■ **WHAT IS EXPECTED**
Reproduce every line in the listing that contains the word "components".

■ **MATERIALS PROVIDED**
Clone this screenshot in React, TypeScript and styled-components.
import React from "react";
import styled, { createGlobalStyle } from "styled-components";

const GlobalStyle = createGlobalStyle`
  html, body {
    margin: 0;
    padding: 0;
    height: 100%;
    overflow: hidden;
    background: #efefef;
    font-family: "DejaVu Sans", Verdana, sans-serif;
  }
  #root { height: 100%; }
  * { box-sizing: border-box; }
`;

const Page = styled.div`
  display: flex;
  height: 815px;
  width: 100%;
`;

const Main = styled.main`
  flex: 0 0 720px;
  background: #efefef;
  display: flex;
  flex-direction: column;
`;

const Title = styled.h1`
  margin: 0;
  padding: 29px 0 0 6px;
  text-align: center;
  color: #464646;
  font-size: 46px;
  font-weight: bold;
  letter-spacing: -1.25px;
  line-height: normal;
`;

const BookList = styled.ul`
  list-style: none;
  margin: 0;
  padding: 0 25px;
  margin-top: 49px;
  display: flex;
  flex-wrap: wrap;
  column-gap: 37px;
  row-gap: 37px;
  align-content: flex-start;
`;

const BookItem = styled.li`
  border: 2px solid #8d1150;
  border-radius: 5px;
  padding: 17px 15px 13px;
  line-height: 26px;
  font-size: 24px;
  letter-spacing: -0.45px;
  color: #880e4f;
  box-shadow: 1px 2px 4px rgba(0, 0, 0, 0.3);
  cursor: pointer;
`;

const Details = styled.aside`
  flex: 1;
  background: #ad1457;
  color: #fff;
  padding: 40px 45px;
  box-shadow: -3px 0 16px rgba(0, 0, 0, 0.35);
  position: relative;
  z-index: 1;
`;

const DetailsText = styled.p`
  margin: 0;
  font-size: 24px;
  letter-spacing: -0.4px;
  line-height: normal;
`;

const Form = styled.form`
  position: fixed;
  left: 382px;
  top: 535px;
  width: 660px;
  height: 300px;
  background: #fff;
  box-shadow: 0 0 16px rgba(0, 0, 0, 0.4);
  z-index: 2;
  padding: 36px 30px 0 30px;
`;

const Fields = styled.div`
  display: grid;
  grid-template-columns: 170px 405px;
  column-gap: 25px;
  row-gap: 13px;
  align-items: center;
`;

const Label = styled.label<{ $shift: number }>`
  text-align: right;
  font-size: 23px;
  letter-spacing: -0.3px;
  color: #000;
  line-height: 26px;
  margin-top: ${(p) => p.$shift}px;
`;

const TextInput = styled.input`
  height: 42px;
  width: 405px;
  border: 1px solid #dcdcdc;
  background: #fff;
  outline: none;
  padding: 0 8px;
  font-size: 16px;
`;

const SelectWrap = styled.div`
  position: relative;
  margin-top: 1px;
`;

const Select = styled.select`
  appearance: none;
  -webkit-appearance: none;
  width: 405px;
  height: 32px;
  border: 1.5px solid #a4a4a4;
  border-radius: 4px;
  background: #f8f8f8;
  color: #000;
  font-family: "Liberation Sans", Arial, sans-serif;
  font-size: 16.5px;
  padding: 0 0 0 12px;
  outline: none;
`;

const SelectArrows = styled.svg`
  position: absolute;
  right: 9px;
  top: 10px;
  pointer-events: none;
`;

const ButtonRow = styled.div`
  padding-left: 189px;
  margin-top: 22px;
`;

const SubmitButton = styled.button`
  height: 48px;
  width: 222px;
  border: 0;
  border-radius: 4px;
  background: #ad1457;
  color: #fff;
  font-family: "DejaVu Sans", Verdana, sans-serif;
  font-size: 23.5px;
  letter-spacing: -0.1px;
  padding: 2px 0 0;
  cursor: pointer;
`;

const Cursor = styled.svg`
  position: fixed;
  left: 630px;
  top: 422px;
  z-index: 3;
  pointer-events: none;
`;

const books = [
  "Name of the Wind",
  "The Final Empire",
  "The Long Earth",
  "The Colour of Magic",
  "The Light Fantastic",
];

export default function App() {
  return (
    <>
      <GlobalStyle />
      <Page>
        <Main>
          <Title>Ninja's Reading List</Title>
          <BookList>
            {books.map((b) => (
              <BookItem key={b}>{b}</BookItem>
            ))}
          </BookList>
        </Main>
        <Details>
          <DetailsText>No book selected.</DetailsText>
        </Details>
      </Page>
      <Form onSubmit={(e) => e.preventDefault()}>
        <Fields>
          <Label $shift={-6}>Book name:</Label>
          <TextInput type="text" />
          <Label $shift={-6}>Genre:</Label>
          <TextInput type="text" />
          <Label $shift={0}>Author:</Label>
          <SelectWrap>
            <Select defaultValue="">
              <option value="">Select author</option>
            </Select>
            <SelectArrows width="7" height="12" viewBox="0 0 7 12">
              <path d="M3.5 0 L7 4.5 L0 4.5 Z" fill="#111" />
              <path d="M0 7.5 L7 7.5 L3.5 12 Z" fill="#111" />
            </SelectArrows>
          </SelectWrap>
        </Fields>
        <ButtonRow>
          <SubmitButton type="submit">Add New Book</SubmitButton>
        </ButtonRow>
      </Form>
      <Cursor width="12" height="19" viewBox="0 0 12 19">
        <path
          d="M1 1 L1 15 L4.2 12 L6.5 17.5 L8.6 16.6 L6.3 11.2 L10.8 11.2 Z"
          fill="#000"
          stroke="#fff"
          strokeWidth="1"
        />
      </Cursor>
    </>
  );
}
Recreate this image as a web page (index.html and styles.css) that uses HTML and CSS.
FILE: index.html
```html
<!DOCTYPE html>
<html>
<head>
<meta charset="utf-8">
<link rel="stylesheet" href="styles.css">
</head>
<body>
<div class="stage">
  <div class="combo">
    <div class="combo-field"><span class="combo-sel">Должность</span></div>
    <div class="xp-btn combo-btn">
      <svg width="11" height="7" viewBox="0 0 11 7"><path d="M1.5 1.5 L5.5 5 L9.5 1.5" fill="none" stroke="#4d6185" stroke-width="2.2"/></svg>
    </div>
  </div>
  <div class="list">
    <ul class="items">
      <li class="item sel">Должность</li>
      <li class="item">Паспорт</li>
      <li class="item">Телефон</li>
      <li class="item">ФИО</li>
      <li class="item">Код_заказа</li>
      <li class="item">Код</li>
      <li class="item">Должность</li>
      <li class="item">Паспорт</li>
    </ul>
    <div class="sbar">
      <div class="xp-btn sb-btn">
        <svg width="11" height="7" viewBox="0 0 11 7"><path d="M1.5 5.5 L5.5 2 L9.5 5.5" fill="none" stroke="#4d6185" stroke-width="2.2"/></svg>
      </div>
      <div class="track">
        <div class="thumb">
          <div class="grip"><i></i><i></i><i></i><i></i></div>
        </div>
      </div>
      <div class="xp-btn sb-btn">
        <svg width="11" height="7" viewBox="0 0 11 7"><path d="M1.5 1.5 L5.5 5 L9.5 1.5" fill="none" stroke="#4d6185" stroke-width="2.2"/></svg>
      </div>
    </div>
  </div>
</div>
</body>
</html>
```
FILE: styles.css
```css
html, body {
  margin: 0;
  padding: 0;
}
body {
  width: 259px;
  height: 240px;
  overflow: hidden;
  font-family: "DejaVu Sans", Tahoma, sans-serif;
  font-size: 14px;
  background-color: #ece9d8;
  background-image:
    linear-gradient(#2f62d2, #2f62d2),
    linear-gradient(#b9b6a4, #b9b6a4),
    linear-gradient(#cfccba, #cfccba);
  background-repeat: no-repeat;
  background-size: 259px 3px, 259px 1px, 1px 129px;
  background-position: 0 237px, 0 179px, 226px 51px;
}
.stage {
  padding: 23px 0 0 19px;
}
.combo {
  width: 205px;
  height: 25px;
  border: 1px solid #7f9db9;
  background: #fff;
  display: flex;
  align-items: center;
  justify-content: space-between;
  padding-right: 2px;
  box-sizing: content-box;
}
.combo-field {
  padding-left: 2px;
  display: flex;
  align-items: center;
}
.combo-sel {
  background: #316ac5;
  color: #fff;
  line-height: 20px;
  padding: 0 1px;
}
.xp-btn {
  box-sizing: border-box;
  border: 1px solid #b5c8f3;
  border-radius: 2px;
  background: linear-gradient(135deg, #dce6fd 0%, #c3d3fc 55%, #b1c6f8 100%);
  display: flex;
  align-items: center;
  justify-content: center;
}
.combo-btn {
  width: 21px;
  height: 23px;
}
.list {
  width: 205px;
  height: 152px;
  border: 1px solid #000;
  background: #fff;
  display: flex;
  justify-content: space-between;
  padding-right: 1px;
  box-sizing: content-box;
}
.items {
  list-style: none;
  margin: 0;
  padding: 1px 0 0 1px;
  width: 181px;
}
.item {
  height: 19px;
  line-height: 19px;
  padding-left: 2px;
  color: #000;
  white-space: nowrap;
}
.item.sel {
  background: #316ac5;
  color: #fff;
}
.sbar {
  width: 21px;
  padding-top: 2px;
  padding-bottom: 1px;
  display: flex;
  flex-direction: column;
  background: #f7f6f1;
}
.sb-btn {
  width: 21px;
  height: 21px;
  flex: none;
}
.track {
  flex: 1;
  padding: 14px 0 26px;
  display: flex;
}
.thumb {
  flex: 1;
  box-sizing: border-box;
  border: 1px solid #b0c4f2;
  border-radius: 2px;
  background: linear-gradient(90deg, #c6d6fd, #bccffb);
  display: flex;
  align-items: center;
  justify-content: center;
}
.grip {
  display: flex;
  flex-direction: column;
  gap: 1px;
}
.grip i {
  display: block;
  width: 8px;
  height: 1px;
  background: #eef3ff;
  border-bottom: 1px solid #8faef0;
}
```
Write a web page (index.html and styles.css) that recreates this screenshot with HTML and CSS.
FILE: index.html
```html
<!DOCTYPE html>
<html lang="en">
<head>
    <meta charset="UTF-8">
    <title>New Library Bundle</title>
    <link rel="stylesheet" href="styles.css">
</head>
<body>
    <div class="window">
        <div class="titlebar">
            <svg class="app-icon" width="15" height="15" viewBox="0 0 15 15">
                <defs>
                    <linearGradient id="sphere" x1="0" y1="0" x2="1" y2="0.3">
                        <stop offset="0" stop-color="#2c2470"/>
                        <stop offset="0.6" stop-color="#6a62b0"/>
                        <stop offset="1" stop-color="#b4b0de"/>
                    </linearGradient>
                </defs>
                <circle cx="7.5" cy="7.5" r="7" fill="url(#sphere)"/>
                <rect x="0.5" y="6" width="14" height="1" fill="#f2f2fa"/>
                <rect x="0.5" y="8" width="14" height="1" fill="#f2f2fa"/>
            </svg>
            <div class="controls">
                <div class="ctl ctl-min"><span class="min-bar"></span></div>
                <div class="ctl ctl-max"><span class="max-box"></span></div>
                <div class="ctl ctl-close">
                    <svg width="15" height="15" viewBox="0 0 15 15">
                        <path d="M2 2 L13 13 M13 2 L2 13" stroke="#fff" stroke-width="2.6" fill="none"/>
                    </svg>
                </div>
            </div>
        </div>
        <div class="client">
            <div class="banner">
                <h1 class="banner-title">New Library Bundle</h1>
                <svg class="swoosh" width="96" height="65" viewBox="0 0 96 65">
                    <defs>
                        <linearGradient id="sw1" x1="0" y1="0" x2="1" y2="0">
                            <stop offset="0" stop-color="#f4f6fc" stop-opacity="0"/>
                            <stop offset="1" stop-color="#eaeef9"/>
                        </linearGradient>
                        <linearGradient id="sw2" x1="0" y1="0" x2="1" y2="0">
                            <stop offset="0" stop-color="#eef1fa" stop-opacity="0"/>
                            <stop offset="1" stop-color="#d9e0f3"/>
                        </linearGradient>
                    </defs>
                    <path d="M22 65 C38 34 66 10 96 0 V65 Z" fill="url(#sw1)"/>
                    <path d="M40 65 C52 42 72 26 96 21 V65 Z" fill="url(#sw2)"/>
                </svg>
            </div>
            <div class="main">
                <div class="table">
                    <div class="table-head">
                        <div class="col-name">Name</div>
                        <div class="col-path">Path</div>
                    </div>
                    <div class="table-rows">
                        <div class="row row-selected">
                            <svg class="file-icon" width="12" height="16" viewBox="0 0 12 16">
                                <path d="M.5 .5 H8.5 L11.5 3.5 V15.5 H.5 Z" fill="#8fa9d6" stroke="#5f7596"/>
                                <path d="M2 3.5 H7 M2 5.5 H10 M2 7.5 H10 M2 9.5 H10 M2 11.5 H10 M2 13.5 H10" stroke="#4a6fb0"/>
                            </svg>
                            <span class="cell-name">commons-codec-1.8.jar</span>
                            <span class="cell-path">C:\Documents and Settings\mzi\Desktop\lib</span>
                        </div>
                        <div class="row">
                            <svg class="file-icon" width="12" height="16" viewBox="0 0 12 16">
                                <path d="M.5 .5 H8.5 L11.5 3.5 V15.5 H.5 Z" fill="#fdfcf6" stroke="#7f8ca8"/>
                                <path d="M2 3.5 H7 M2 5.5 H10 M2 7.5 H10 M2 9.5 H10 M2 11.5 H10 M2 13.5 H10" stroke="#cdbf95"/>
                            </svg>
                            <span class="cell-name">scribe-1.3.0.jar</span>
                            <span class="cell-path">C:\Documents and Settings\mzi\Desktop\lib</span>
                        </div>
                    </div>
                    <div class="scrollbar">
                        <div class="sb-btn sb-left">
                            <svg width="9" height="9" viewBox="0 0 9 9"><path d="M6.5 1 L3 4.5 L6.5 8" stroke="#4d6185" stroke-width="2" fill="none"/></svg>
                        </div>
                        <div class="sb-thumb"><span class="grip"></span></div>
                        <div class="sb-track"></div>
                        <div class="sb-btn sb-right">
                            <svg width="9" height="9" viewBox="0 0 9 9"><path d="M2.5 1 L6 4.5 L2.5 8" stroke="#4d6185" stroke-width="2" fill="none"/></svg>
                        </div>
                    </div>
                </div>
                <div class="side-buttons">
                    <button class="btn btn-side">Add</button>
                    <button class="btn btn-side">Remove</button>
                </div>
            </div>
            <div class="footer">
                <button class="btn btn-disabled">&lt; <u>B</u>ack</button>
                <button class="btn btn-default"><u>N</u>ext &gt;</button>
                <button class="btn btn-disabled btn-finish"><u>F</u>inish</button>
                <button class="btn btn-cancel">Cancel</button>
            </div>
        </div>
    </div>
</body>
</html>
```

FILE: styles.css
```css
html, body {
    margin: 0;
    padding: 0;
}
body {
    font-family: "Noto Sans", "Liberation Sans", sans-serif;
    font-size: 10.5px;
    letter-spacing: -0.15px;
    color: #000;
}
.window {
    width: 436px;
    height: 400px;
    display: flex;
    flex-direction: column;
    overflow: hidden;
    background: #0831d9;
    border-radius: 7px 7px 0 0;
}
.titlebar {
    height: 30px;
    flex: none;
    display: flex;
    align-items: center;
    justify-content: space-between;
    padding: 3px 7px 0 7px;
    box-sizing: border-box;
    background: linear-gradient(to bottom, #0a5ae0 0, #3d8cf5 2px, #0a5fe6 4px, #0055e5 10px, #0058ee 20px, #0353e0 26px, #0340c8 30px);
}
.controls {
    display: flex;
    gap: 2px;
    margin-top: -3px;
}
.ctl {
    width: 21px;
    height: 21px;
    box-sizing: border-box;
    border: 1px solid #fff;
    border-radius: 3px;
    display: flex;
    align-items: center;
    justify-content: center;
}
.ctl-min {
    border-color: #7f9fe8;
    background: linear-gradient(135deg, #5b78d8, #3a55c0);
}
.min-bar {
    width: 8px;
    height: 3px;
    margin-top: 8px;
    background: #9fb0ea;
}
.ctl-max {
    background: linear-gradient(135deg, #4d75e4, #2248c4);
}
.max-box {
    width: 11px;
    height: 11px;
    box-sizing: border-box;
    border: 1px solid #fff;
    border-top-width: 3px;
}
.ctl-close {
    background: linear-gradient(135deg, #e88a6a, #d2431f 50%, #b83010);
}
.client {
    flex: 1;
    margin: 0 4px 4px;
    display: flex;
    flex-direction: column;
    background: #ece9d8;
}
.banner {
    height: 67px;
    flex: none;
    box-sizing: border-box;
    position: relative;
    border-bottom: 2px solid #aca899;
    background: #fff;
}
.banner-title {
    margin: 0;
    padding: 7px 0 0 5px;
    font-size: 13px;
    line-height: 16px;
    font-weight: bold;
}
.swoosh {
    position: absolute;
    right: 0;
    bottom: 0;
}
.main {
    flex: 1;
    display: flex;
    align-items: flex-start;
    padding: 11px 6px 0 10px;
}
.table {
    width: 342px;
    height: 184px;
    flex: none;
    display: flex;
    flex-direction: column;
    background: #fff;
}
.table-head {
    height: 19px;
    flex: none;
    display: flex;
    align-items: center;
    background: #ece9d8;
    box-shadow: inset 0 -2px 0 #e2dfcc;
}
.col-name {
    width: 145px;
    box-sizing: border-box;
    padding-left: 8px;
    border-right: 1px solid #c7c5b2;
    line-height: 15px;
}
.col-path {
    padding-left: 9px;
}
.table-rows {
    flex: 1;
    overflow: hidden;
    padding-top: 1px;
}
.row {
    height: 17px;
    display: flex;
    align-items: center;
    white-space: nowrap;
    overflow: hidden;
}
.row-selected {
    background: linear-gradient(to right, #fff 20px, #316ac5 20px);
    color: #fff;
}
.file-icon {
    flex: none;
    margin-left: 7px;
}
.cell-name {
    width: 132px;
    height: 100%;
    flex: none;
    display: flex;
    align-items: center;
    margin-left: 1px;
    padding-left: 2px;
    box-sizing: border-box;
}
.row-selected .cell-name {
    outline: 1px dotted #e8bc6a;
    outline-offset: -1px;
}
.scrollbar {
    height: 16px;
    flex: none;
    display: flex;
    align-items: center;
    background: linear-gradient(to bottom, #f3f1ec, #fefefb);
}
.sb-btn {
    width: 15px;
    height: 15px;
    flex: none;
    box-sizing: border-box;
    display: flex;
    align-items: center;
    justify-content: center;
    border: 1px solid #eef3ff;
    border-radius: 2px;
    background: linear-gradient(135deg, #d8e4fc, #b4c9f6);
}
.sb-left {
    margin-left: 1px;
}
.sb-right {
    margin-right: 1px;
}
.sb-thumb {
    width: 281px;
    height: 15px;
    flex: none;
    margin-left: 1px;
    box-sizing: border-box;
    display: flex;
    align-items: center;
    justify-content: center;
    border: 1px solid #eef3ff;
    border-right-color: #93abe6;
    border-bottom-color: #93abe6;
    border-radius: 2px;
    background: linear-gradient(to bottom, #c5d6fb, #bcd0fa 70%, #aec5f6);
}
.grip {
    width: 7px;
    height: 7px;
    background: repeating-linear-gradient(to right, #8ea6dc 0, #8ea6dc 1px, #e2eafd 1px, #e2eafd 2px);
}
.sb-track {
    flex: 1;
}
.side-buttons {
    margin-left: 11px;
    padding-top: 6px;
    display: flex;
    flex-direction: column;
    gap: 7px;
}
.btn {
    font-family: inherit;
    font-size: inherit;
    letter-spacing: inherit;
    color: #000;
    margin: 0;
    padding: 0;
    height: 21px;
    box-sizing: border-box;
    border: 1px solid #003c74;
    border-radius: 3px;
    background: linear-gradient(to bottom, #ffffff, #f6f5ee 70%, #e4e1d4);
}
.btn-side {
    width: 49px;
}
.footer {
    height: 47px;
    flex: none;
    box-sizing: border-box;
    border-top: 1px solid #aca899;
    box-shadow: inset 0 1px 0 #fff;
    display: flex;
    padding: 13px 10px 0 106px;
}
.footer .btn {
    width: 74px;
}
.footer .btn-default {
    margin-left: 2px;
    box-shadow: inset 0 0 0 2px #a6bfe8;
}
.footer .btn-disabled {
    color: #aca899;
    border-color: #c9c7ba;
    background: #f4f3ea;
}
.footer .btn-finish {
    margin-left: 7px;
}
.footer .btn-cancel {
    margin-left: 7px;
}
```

■ **RESULT BELOW**
Clone this screenshot in React, TypeScript and styled-components.
import styled, { createGlobalStyle } from "styled-components";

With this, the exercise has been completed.